§ **Problem details**:
Reproduce the lines of the material exactly, excluding every image.

§ **Given information**:
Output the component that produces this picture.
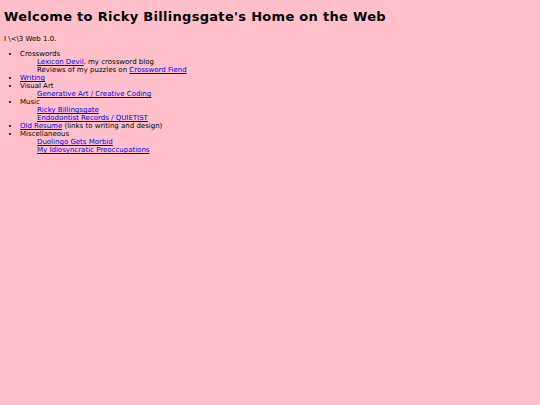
const link = 'text-[#0000ee] underline';

export default function App() {
  return (
    <div className="min-h-screen bg-[#ffc0cb] px-[4px] pt-[8px] text-black font-['DejaVu_Sans',sans-serif]">
      <h1 className="text-[13px] font-bold leading-[17px] tracking-[0.3px]">Welcome to Ricky Billingsgate's Home on the Web</h1>
      <p className="mt-[10px] text-[7px] leading-[8px]">I \&lt;\3 Web 1.0.</p>
      <ul className="mt-[7px] list-disc pl-[16px] text-[7px] leading-[8px]">
        <li>
          Crosswords
          <ul className="list-none pl-[17px]">
            <li>
              <a href="#" className={link}>Lexicon Devil</a>, my crossword blog
            </li>
            <li>
              Reviews of my puzzles on <a href="#" className={link}>Crossword Fiend</a>
            </li>
          </ul>
        </li>
        <li>
          <a href="#" className={link}>Writing</a>
        </li>
        <li>
          Visual Art
          <ul className="list-none pl-[17px]">
            <li>
              <a href="#" className={link}>Generative Art / Creative Coding</a>
            </li>
          </ul>
        </li>
        <li>
          Music
          <ul className="list-none pl-[17px]">
            <li>
              <a href="#" className={link}>Ricky Billingsgate</a>
            </li>
            <li>
              <a href="#" className={link}>Endodontist Records / QUIETIST</a>
            </li>
          </ul>
        </li>
        <li>
          <a href="#" className={link}>Old Resume</a> (links to writing and design)
        </li>
        <li>
          Miscellaneous
          <ul className="list-none pl-[17px]">
            <li>
              <a href="#" className={link}>Duolingo Gets Morbid</a>
            </li>
            <li>
              <a href="#" className={link}>My Idiosyncratic Preoccupations</a>
            </li>
          </ul>
        </li>
      </ul>
    </div>
  );
}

§ **Final answer**:
Output the component that produces this picture.
const link = 'text-[#0000ee] underline';

export default function App() {
  return (
    <div className="min-h-screen bg-[#ffc0cb] px-[4px] pt-[8px] text-black font-['DejaVu_Sans',sans-serif]">
      <h1 className="text-[13px] font-bold leading-[17px] tracking-[0.3px]">Welcome to Ricky Billingsgate's Home on the Web</h1>
      <p className="mt-[10px] text-[7px] leading-[8px]">I \&lt;\3 Web 1.0.</p>
      <ul className="mt-[7px] list-disc pl-[16px] text-[7px] leading-[8px]">
        <li>
          Crosswords
          <ul className="list-none pl-[17px]">
            <li>
              <a href="#" className={link}>Lexicon Devil</a>, my crossword blog
            </li>
            <li>
              Reviews of my puzzles on <a href="#" className={link}>Crossword Fiend</a>
            </li>
          </ul>
        </li>
        <li>
          <a href="#" className={link}>Writing</a>
        </li>
        <li>
          Visual Art
          <ul className="list-none pl-[17px]">
            <li>
              <a href="#" className={link}>Generative Art / Creative Coding</a>
            </li>
          </ul>
        </li>
        <li>
          Music
          <ul className="list-none pl-[17px]">
            <li>
              <a href="#" className={link}>Ricky Billingsgate</a>
            </li>
            <li>
              <a href="#" className={link}>Endodontist Records / QUIETIST</a>
            </li>
          </ul>
        </li>
        <li>
          <a href="#" className={link}>Old Resume</a> (links to writing and design)
        </li>
        <li>
          Miscellaneous
          <ul className="list-none pl-[17px]">
            <li>
              <a href="#" className={link}>Duolingo Gets Morbid</a>
            </li>
            <li>
              <a href="#" className={link}>My Idiosyncratic Preoccupations</a>
            </li>
          </ul>
        </li>
      </ul>
    </div>
  );
}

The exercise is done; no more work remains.